All three were to influence how life was to develop and proceed in communities such as Guelph, Ontario.
Guelph, Ontario, Canada: The Revolution Arrives
Guelph was founded in 1827 as a planned community. It was meant to be an urban centre. It became a town in 1851 and a city in 1879. During this time, the face of economic and social Guelph changed. From a place where the English, Irish and Scots were prominent, it became home to a few Blacks and some Chinese. In the 1900s Italians were added to the mix.
The city progressed over the years from providing work for a few blacksmiths to contributing to the economic base for several foundries – many of which were specialized and “jobbed” to the local factories. Among the earlier ones were:
- Guelph or Robertson Foundry – 1847 – Guelph’s first founded by John Watt & Adam Robertson
- Crowe’s Iron Works
- Wellington Foundry
- Guelph Union Foundry
- Guelph Steam Foundry
- Thomas Worswick’s Machine & Tool Factory
- John Kay Brass Foundry
Changes in the Workplace
During the process, the pattern of working life changed. Gone were the days of apprenticing and highly skilled and specialized workers. Factory owners with increasingly mechanized workplaces hired people with less skill and put them immediately on the machines. This was the case at:
- Bells Organ & Piano
- McCrae’s Woollen Mills
- Raymond’s Sewing Machines
- Burrow Brother’s Carpets
These and other industries hired green and unskilled labour – men, women and boys, to perform dangerous jobs. They were trained but little, and then let loose – working for long hours for extraordinarily little pay. Without guilds to maintain some standard in training and with machinery that was unprotected and unforgiving, accidents were waiting to happen every time a worker showed up for work.
Organizing the Workers
The only response workers could and did give was to create and join unions. In Guelph, they were at first exceedingly rare. None, except the American organization, the Knights of Labor, addressed women’s work. Women were regarded as being merely temporary employees.

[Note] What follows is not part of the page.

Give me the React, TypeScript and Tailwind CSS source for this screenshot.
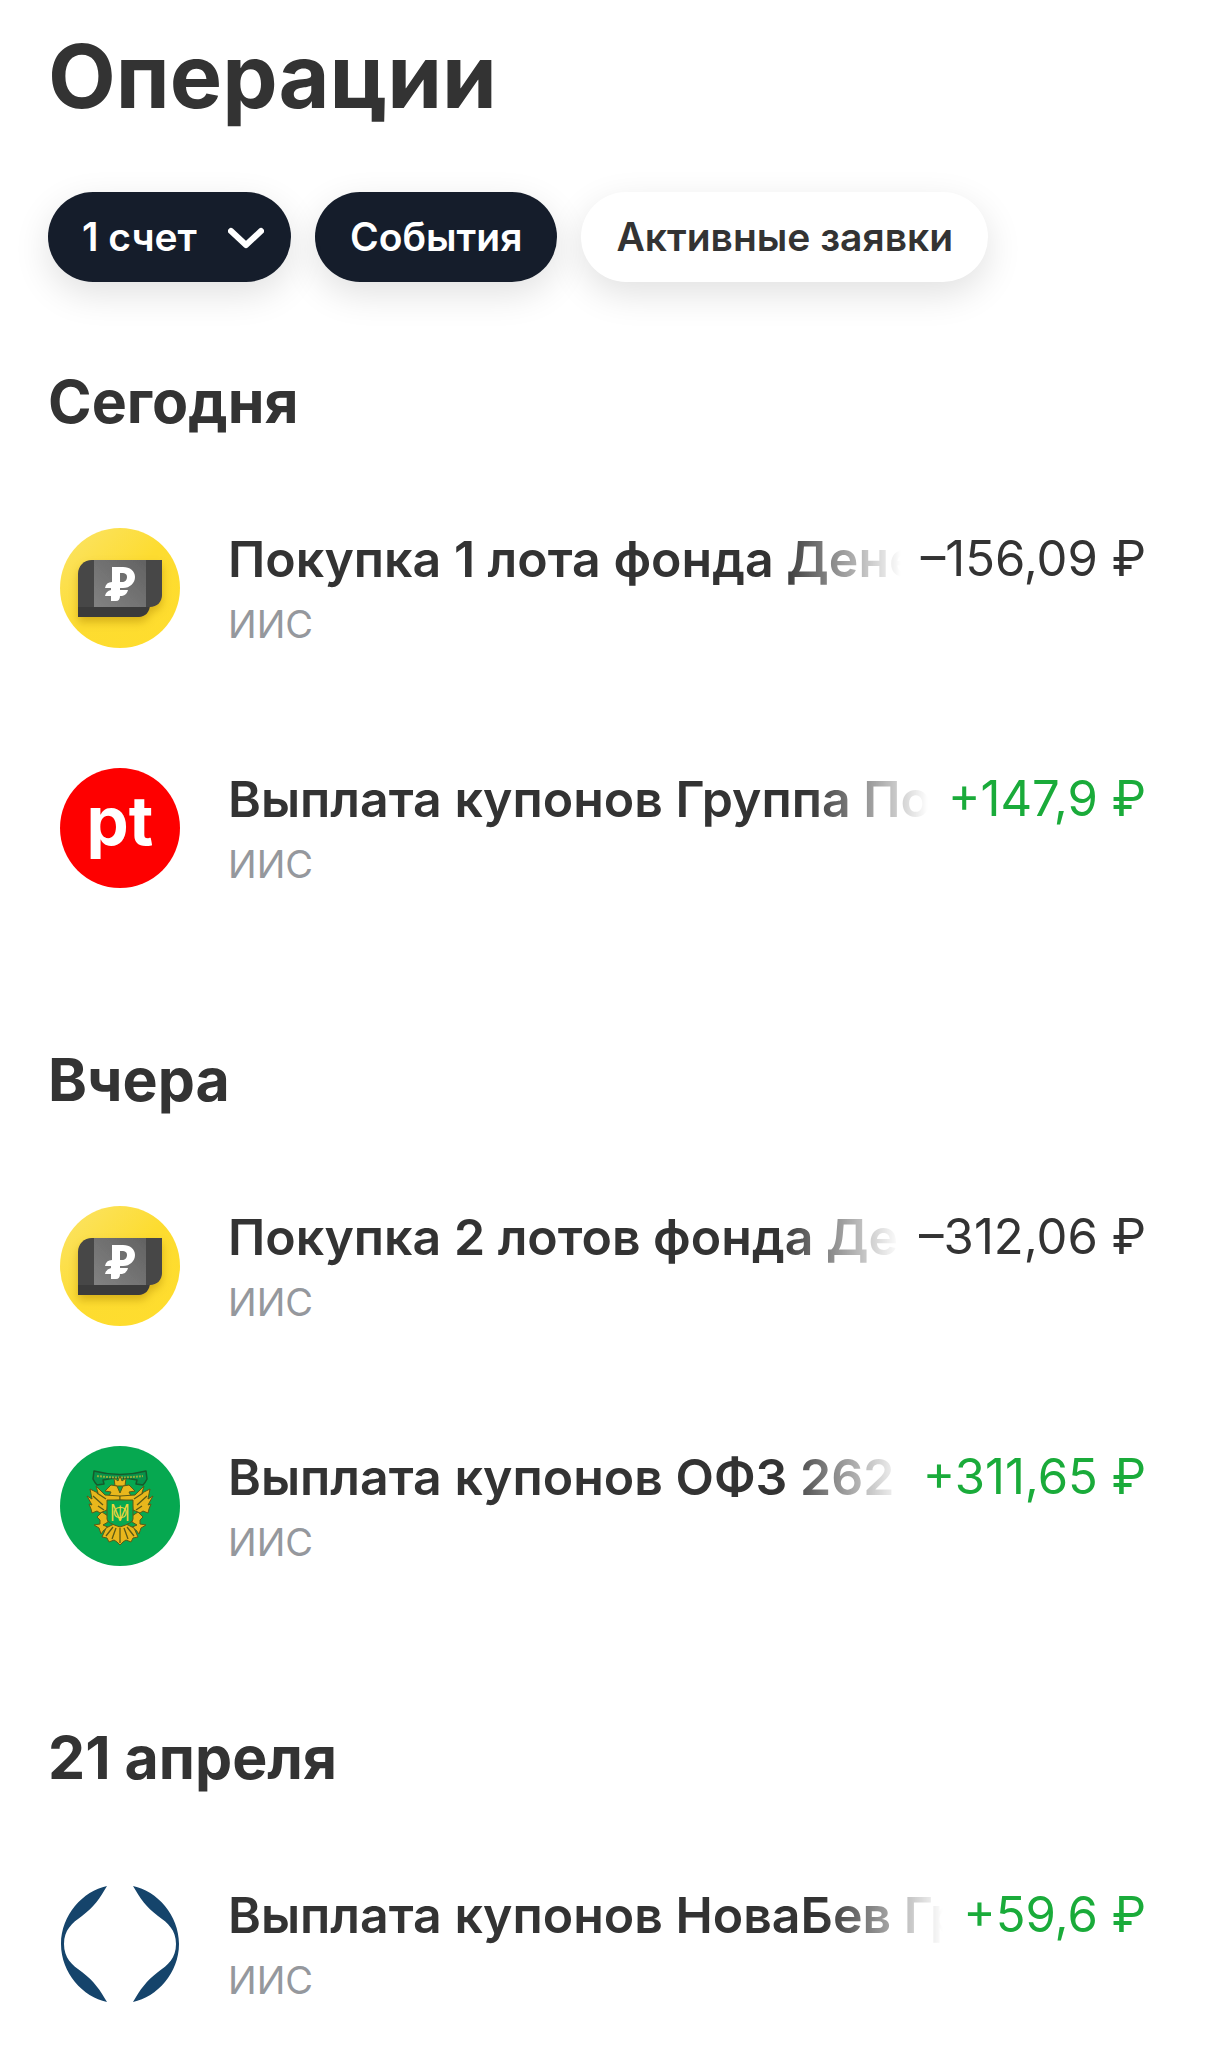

This was not the only argument raised in favour of ignoring the plight of women workers. Male workers, middle-class women’s groups and even unions promulgated another, “If men received a living wage, factories would never hire women.” This was the common wisdom of the time. It was a philosophy and approach that Guelph’s labour leaders had to change if they were to move forward.
Organizing workers was slow but it gained steam and eventually, unions were there to stay. From the city’s local unions to the arrival of the city’s first internationals, Guelph workers learned to fight for their rights – striking if necessary.
Due to the steering committees of the Guelph Trades and Labour Council, unions became part of the workplace landscape. The arrival of communist unions as well as the rebellious CIO shook things up. Yet, ultimately, the various leading factions coalesced to create the Guelph and District Labour Council.
The Struggle Continues
Today, workers still face obstacles to enjoying a healthy and safe workplace. There are issues of wages, sexual harassment, intimidation by the company and other related problems. Every year strikes over working conditions and fair wages occur. And, every day, unfortunately, a worker does not come home. While Labouring All Our Lives, is firmly rooted in what has happened in Guelph’s past, it does provide a cautionary tale as well as hope for those who are struggling to create a secure and non-toxic future for all workers in the city and beyond.